►
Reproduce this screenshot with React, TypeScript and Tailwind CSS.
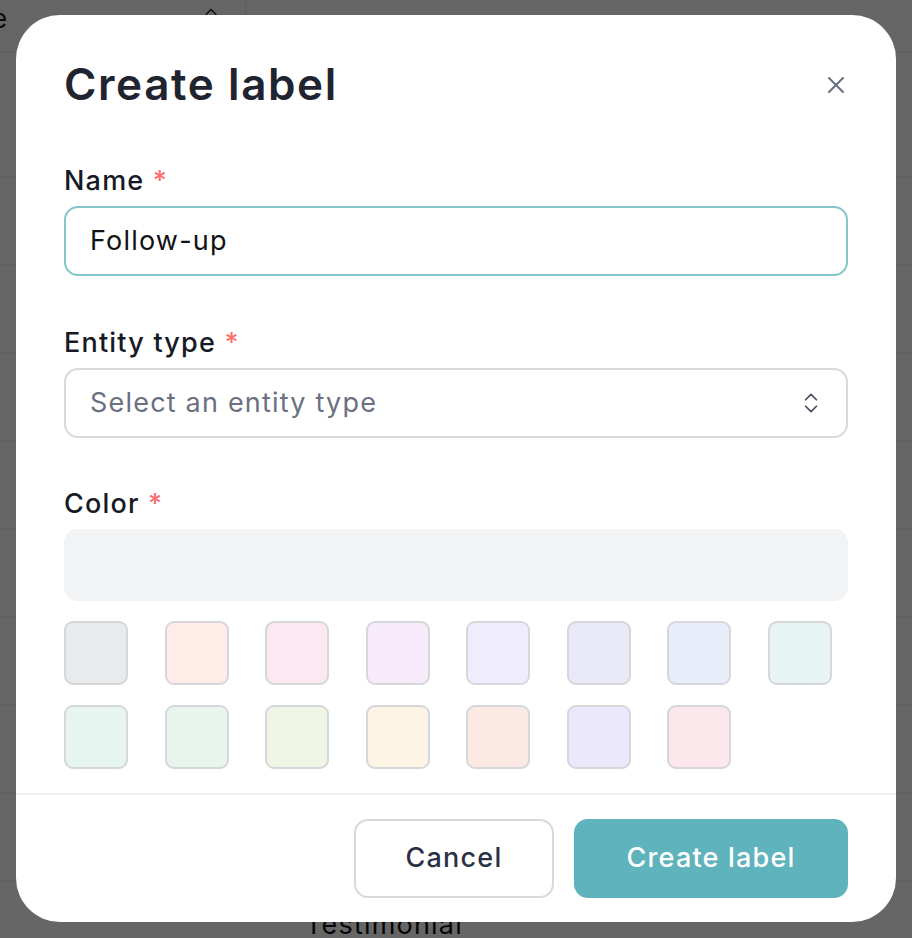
import { X, ChevronsUpDown, ChevronUp } from 'lucide-react';

const swatches = [
  '#e9eaec', '#ffebe8', '#fbe8f0', '#f6eafb', '#efecfd', '#eae9f8', '#e7eefa', '#e6f4f4',
  '#e6f5f0', '#e8f5ec', '#f0f6e6', '#fdf4e6', '#fbeae3', '#ece8fb', '#fbe7ec',
];

const rows = ['', '', '', '', '', '', '', '', 'Testimonial'];

export default function App() {
  return (
    <div className="relative h-[938px] w-[912px] overflow-hidden bg-white font-['Inter',sans-serif]">
      {/* tabla detrás del modal */}
      <div className="flex h-[53px] border-b-2 border-[#f2f2f2]">
        <div className="flex w-[247px] items-start justify-between border-r-2 border-[#f2f2f2] pr-[24px] text-[26px] leading-none tracking-[1px] text-[#222]">
          <span className="-ml-[8px] mt-[6px]">e</span>
          <ChevronUp className="mt-[2px] size-5 text-[#333]" />
        </div>
      </div>
      <div className="h-[125px] border-b-2 border-[#f2f2f2]" />
      {rows.map((r, i) => (
        <div key={i} className="flex h-[88px] items-center border-b-2 border-[#f2f2f2] pl-[305px] text-[27px] tracking-[1.2px] text-[#111]">
          {r}
        </div>
      ))}

      <div className="absolute inset-0 bg-black/60" />

      {/* modal */}
      <div className="absolute left-[16px] top-[15px] flex h-[907px] w-[880px] flex-col rounded-[44px] bg-white tracking-[1.2px]">
        <div className="flex-1 px-[48px] pt-[47px]">
          <div className="flex h-[44px] items-center justify-between">
            <h1 className="text-[44px] font-semibold leading-none tracking-[1.6px] text-[#1f2430]">Create label</h1>
            <X className="mr-[-2px] mt-[2px] size-[28px] text-[#6b7080]" strokeWidth={1.75} />
          </div>

          <label className="mt-[61px] block h-[27px] text-[27px] font-medium leading-none text-[#161a26]">
            Name <span className="text-[#f87171]">*</span>
          </label>
          <div className="mt-[12px] flex h-[70px] items-center rounded-[14px] border-2 border-[#84c5ca] px-[24px] text-[27px] text-[#111]">
            Follow-up
          </div>

          <label className="mt-[53px] block h-[27px] text-[27px] font-medium leading-none text-[#161a26]">
            Entity type <span className="text-[#f87171]">*</span>
          </label>
          <div className="mt-[12px] flex h-[70px] items-center justify-between rounded-[14px] border-2 border-[#d8d9dc] pl-[24px] pr-[22px] text-[27px] text-[#6b7080]">
            <span>Select an entity type</span>
            <ChevronsUpDown className="size-[26px] text-[#4b5060]" strokeWidth={1.6} />
          </div>

          <label className="mt-[52px] block h-[27px] text-[27px] font-medium leading-none text-[#161a26]">
            Color <span className="text-[#f87171]">*</span>
          </label>
          <div className="mt-[12px] h-[72px] rounded-[14px] bg-[#f2f3f5]" />

          <div className="mt-[20px] flex w-[784px] flex-wrap gap-x-[36.5px] gap-y-[20px]">
            {swatches.map((c) => (
              <div
                key={c}
                className="size-[64px] rounded-[9px] border-2 border-[#d5d7da]"
                style={{ backgroundColor: c }}
              />
            ))}
          </div>
        </div>

        <div className="flex justify-end gap-[20px] border-t-2 border-[#eef0f2] px-[48px] pb-[24px] pt-[24px]">
          <button className="h-[79px] w-[200px] rounded-[14px] border-2 border-[#d8d9dc] bg-white text-[27px] font-medium text-[#2b3145]">
            Cancel
          </button>
          <button className="h-[79px] w-[274px] rounded-[14px] bg-[#5fb3bc] text-[27px] font-medium text-white">
            Create label
          </button>
        </div>
      </div>
    </div>
  );
}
◄
GOAL OF THE EXERCISE:
Repeat the full listing above exactly, with no pictures in the copy.

OUTPUT BELOW:
Reproduce this screenshot with React, TypeScript and Tailwind CSS.
import { X, ChevronsUpDown, ChevronUp } from 'lucide-react';

const swatches = [
  '#e9eaec', '#ffebe8', '#fbe8f0', '#f6eafb', '#efecfd', '#eae9f8', '#e7eefa', '#e6f4f4',
  '#e6f5f0', '#e8f5ec', '#f0f6e6', '#fdf4e6', '#fbeae3', '#ece8fb', '#fbe7ec',
];

const rows = ['', '', '', '', '', '', '', '', 'Testimonial'];

export default function App() {
  return (
    <div className="relative h-[938px] w-[912px] overflow-hidden bg-white font-['Inter',sans-serif]">
      {/* tabla detrás del modal */}
      <div className="flex h-[53px] border-b-2 border-[#f2f2f2]">
        <div className="flex w-[247px] items-start justify-between border-r-2 border-[#f2f2f2] pr-[24px] text-[26px] leading-none tracking-[1px] text-[#222]">
          <span className="-ml-[8px] mt-[6px]">e</span>
          <ChevronUp className="mt-[2px] size-5 text-[#333]" />
        </div>
      </div>
      <div className="h-[125px] border-b-2 border-[#f2f2f2]" />
      {rows.map((r, i) => (
        <div key={i} className="flex h-[88px] items-center border-b-2 border-[#f2f2f2] pl-[305px] text-[27px] tracking-[1.2px] text-[#111]">
          {r}
        </div>
      ))}

      <div className="absolute inset-0 bg-black/60" />

      {/* modal */}
      <div className="absolute left-[16px] top-[15px] flex h-[907px] w-[880px] flex-col rounded-[44px] bg-white tracking-[1.2px]">
        <div className="flex-1 px-[48px] pt-[47px]">
          <div className="flex h-[44px] items-center justify-between">
            <h1 className="text-[44px] font-semibold leading-none tracking-[1.6px] text-[#1f2430]">Create label</h1>
            <X className="mr-[-2px] mt-[2px] size-[28px] text-[#6b7080]" strokeWidth={1.75} />
          </div>

          <label className="mt-[61px] block h-[27px] text-[27px] font-medium leading-none text-[#161a26]">
            Name <span className="text-[#f87171]">*</span>
          </label>
          <div className="mt-[12px] flex h-[70px] items-center rounded-[14px] border-2 border-[#84c5ca] px-[24px] text-[27px] text-[#111]">
            Follow-up
          </div>

          <label className="mt-[53px] block h-[27px] text-[27px] font-medium leading-none text-[#161a26]">
            Entity type <span className="text-[#f87171]">*</span>
          </label>
          <div className="mt-[12px] flex h-[70px] items-center justify-between rounded-[14px] border-2 border-[#d8d9dc] pl-[24px] pr-[22px] text-[27px] text-[#6b7080]">
            <span>Select an entity type</span>
            <ChevronsUpDown className="size-[26px] text-[#4b5060]" strokeWidth={1.6} />
          </div>

          <label className="mt-[52px] block h-[27px] text-[27px] font-medium leading-none text-[#161a26]">
            Color <span className="text-[#f87171]">*</span>
          </label>
          <div className="mt-[12px] h-[72px] rounded-[14px] bg-[#f2f3f5]" />

          <div className="mt-[20px] flex w-[784px] flex-wrap gap-x-[36.5px] gap-y-[20px]">
            {swatches.map((c) => (
              <div
                key={c}
                className="size-[64px] rounded-[9px] border-2 border-[#d5d7da]"
                style={{ backgroundColor: c }}
              />
            ))}
          </div>
        </div>

        <div className="flex justify-end gap-[20px] border-t-2 border-[#eef0f2] px-[48px] pb-[24px] pt-[24px]">
          <button className="h-[79px] w-[200px] rounded-[14px] border-2 border-[#d8d9dc] bg-white text-[27px] font-medium text-[#2b3145]">
            Cancel
          </button>
          <button className="h-[79px] w-[274px] rounded-[14px] bg-[#5fb3bc] text-[27px] font-medium text-white">
            Create label
          </button>
        </div>
      </div>
    </div>
  );
}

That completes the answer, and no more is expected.